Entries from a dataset

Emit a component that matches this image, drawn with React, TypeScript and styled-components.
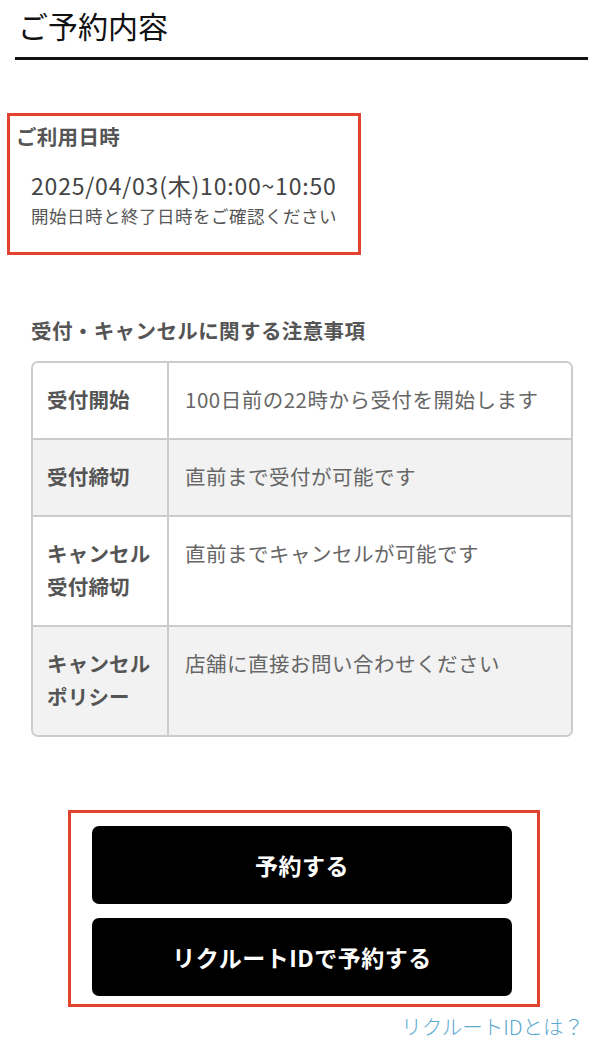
import React from "react";
import styled, { createGlobalStyle } from "styled-components";

const GlobalStyle = createGlobalStyle`
  html, body {
    margin: 0;
    padding: 0;
    background: #ffffff;
  }
  body {
    font-family: "Noto Sans CJK JP", "Noto Sans", sans-serif;
    -webkit-font-smoothing: antialiased;
  }
  * { box-sizing: border-box; }
`;

const Page = styled.div`
  width: 603px;
  min-height: 1057px;
  background: #fff;
  display: flex;
  flex-direction: column;
`;

const Title = styled.h1`
  margin: 0 15px;
  padding: 5px 3px 12px;
  font-size: 30px;
  line-height: 40px;
  font-weight: 400;
  color: #111;
  border-bottom: 3px solid #111;
`;

const Highlight = styled.div<{ $left: number; $width: number; $top: number; $pad: string }>`
  margin-left: ${(p) => p.$left}px;
  margin-top: ${(p) => p.$top}px;
  width: ${(p) => p.$width}px;
  border: 3px solid #e2432f;
  padding: ${(p) => p.$pad};
  display: flex;
  flex-direction: column;
`;

const Label = styled.div`
  font-size: 20.5px;
  letter-spacing: 0.3px;
  line-height: 28px;
  font-weight: 700;
  color: #555;
`;

const DateText = styled.div`
  margin-top: 20px;
  padding-left: 15px;
  font-size: 23px;
  letter-spacing: 0.8px;
  line-height: 30px;
  color: #444;
`;

const Note = styled.div`
  margin-top: 4px;
  padding-left: 15px;
  font-size: 17.5px;
  letter-spacing: 0.5px;
  line-height: 24px;
  color: #555;
`;

const Section = styled.section`
  margin: 61px 30px 0 31px;
  display: flex;
  flex-direction: column;
`;

const SectionHeading = styled.h2`
  margin: 0;
  font-size: 20.5px;
  letter-spacing: 0.4px;
  line-height: 28px;
  font-weight: 700;
  color: #555;
`;

const Table = styled.div`
  margin-top: 17px;
  border: 2px solid #cccccc;
  border-radius: 7px;
  overflow: hidden;
  display: flex;
  flex-direction: column;
`;

const Row = styled.div<{ $shaded: boolean }>`
  display: grid;
  grid-template-columns: 136px 1fr;
  background: ${(p) => (p.$shaded ? "#f2f2f2" : "#ffffff")};
  & + & {
    border-top: 2px solid #cccccc;
  }
`;

const HeadCell = styled.div`
  padding: 20px 8px 22px 14px;
  border-right: 2px solid #cccccc;
  font-size: 20.5px;
  letter-spacing: 0.2px;
  line-height: 33px;
  font-weight: 700;
  color: #555;
`;

const ValueCell = styled.div`
  padding: 20px 10px 22px 16px;
  font-size: 20.5px;
  letter-spacing: 0.5px;
  line-height: 33px;
  font-weight: 400;
  color: #666;
`;

const Buttons = styled.div`
  display: flex;
  flex-direction: column;
  align-items: center;
  gap: 14px;
`;

const ActionButton = styled.button`
  width: 420px;
  height: 78px;
  border: none;
  border-radius: 7px;
  background: #000;
  color: #fff;
  font-family: "Noto Sans CJK JP", "Noto Sans", sans-serif;
  font-size: 23px;
  font-weight: 700;
  letter-spacing: 0.5px;
  cursor: pointer;
`;

const LinkRow = styled.div`
  margin-top: 5px;
  padding-right: 19px;
  display: flex;
  justify-content: flex-end;
`;

const HelpLink = styled.a`
  font-size: 20.5px;
  line-height: 28px;
  color: #5aa8cf;
  text-decoration: none;
  font-weight: 300;
`;

const rows: { head: string[]; value: string }[] = [
  { head: ["受付開始"], value: "100日前の22時から受付を開始します" },
  { head: ["受付締切"], value: "直前まで受付が可能です" },
  { head: ["キャンセル", "受付締切"], value: "直前までキャンセルが可能です" },
  { head: ["キャンセル", "ポリシー"], value: "店舗に直接お問い合わせください" },
];

export default function App() {
  return (
    <>
      <GlobalStyle />
      <Page>
        <Title>ご予約内容</Title>

        <Highlight $left={7} $width={354} $top={53} $pad="6px 6px 24px 6px">
          <Label>ご利用日時</Label>
          <DateText>2025/04/03(木)10:00~10:50</DateText>
          <Note>開始日時と終了日時をご確認ください</Note>
        </Highlight>

        <Section>
          <SectionHeading>受付・キャンセルに関する注意事項</SectionHeading>
          <Table>
            {rows.map((r, i) => (
              <Row key={i} $shaded={i % 2 === 1}>
                <HeadCell>
                  {r.head.map((h, j) => (
                    <div key={j}>{h}</div>
                  ))}
                </HeadCell>
                <ValueCell>{r.value}</ValueCell>
              </Row>
            ))}
          </Table>
        </Section>

        <Highlight $left={68} $width={472} $top={73} $pad="13px 4px 8px 0">
          <Buttons>
            <ActionButton>予約する</ActionButton>
            <ActionButton>リクルートIDで予約する</ActionButton>
          </Buttons>
        </Highlight>

        <LinkRow>
          <HelpLink href="#">リクルートIDとは？</HelpLink>
        </LinkRow>
      </Page>
    </>
  );
}
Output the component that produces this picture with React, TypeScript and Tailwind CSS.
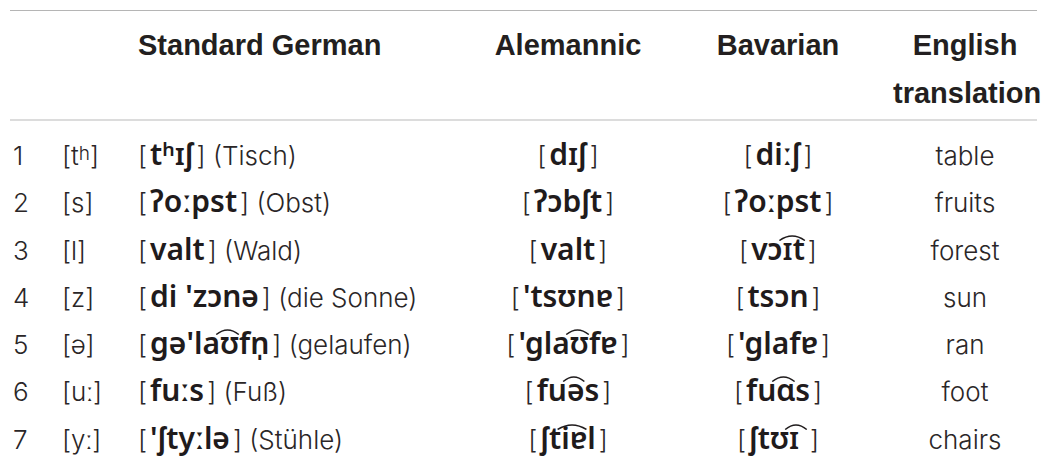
import React from 'react';

type Row = {
  n: string;
  sound: React.ReactNode;
  std: string;
  word: string;
  ale: string;
  bav: string;
  en: string;
};

// {..} marks letters joined by a tie bar
const rows: Row[] = [
  { n: '1', sound: <>[t<sup className="relative -top-[5px] text-[19px]">h</sup>]</>, std: 'tʰɪʃ', word: '(Tisch)', ale: 'dɪʃ', bav: 'diːʃ', en: 'table' },
  { n: '2', sound: '[s]', std: 'ʔoːpst', word: '(Obst)', ale: 'ʔɔbʃt', bav: 'ʔoːpst', en: 'fruits' },
  { n: '3', sound: '[l]', std: 'valt', word: '(Wald)', ale: 'valt', bav: 'vɔ{ɪt}', en: 'forest' },
  { n: '4', sound: '[z]', std: "di 'zɔnə", word: '(die Sonne)', ale: "'tsʊnɐ", bav: 'tsɔn', en: 'sun' },
  { n: '5', sound: '[ə]', std: "gə'la{ʊ}fn̩", word: '(gelaufen)', ale: "'gla{ʊ}fɐ", bav: "'glafɐ", en: 'ran' },
  { n: '6', sound: '[uː]', std: 'fuːs', word: '(Fuß)', ale: 'fu{ə}s', bav: 'fu{ɑ}s', en: 'foot' },
  { n: '7', sound: '[yː]', std: "'ʃtyːlə", word: '(Stühle)', ale: 'ʃt{iɐ}l', bav: 'ʃtʊ{ɪ\u00a0}', en: 'chairs' },
];

const cols = 'grid grid-cols-[50px_78px_335px_190px_230px_144px]';

const Tie = ({ children }: { children: string }) => (
  <span className="relative inline-block leading-none">
    {children}
    <svg
      className="absolute -top-[1px] left-[-5px] w-[calc(100%+6px)] h-[8px]"
      viewBox="0 0 20 8"
      preserveAspectRatio="none"
    >
      <path d="M1 7.5 Q10 -1.5 19 7.5" fill="none" stroke="#1f1b1c" strokeWidth="1.5" vectorEffect="non-scaling-stroke" />
    </svg>
  </span>
);

const Ipa = ({ text }: { text: string }) => {
  const parts = text.split(/(\{[^}]*\})/).filter(Boolean);
  return (
    <span className="whitespace-nowrap">
      [<span className="font-['Noto_Sans',sans-serif] font-semibold text-[30px] text-[#1f1b1c] px-[3px]">
        {parts.map((p, i) =>
          p.startsWith('{') ? <Tie key={i}>{p.slice(1, -1)}</Tie> : <React.Fragment key={i}>{p}</React.Fragment>
        )}
      </span>]
    </span>
  );
};

const App: React.FC = () => {
  return (
    <div className="w-[1049px] h-[469px] bg-white pt-[10px] pl-[10px] font-['Inter','Liberation_Sans',Arial,sans-serif] text-[#2a2627]">
      <div className="w-[1027px]">
        <div className="border-t border-[#b5b5b5]" />
        <div className={`${cols} pt-[10px] pb-[2px] text-[29px] leading-[48px] font-bold text-[#231f20] font-['Liberation_Sans',Arial,sans-serif]`}>
          <div />
          <div />
          <div>Standard German</div>
          <div className="text-center">Alemannic</div>
          <div className="text-center">Bavarian</div>
          <div className="text-center">English translation</div>
        </div>
        <div className="border-t-2 border-[#dcdcdc]" />
        <div className="pt-[9px] text-[26px] leading-[47.3px] font-light">
          {rows.map((r) => (
            <div key={r.n} className={`${cols} h-[47.3px] items-baseline`}>
              <div className="pl-[3px]">{r.n}</div>
              <div className="pl-[2px] whitespace-nowrap">{r.sound}</div>
              <div className="whitespace-nowrap">
                <Ipa text={r.std} /> {r.word}
              </div>
              <div className="text-center"><Ipa text={r.ale} /></div>
              <div className="text-center"><Ipa text={r.bav} /></div>
              <div className="text-center">{r.en}</div>
            </div>
          ))}
        </div>
      </div>
    </div>
  );
};

export default App;
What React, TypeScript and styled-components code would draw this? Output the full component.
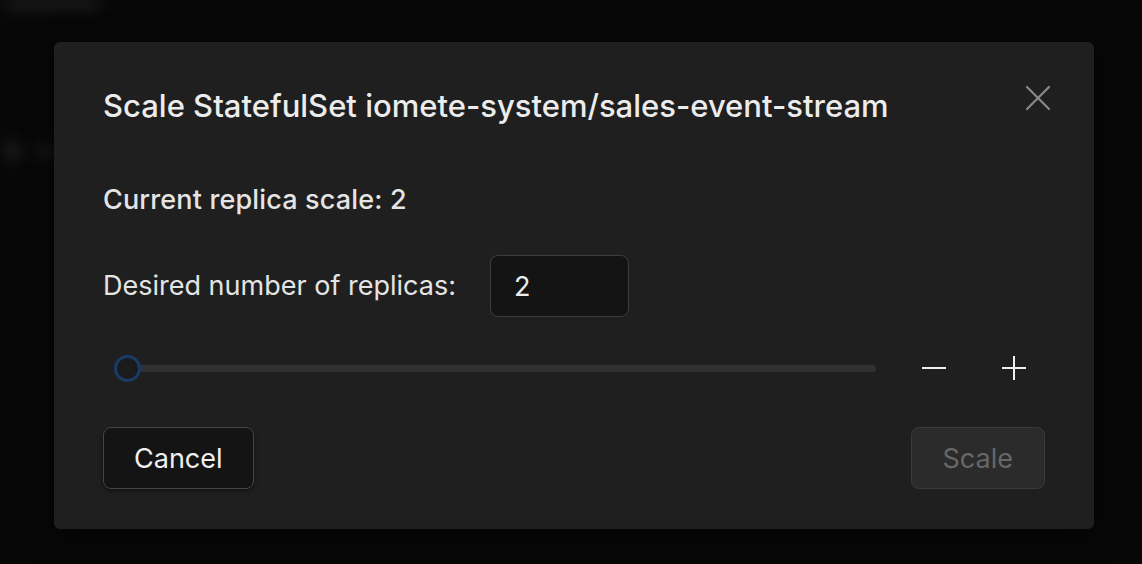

#### Directions for this task
Looking at the material above, count the lines that hold "React" and give the total alone.

#### Solution to the problem
8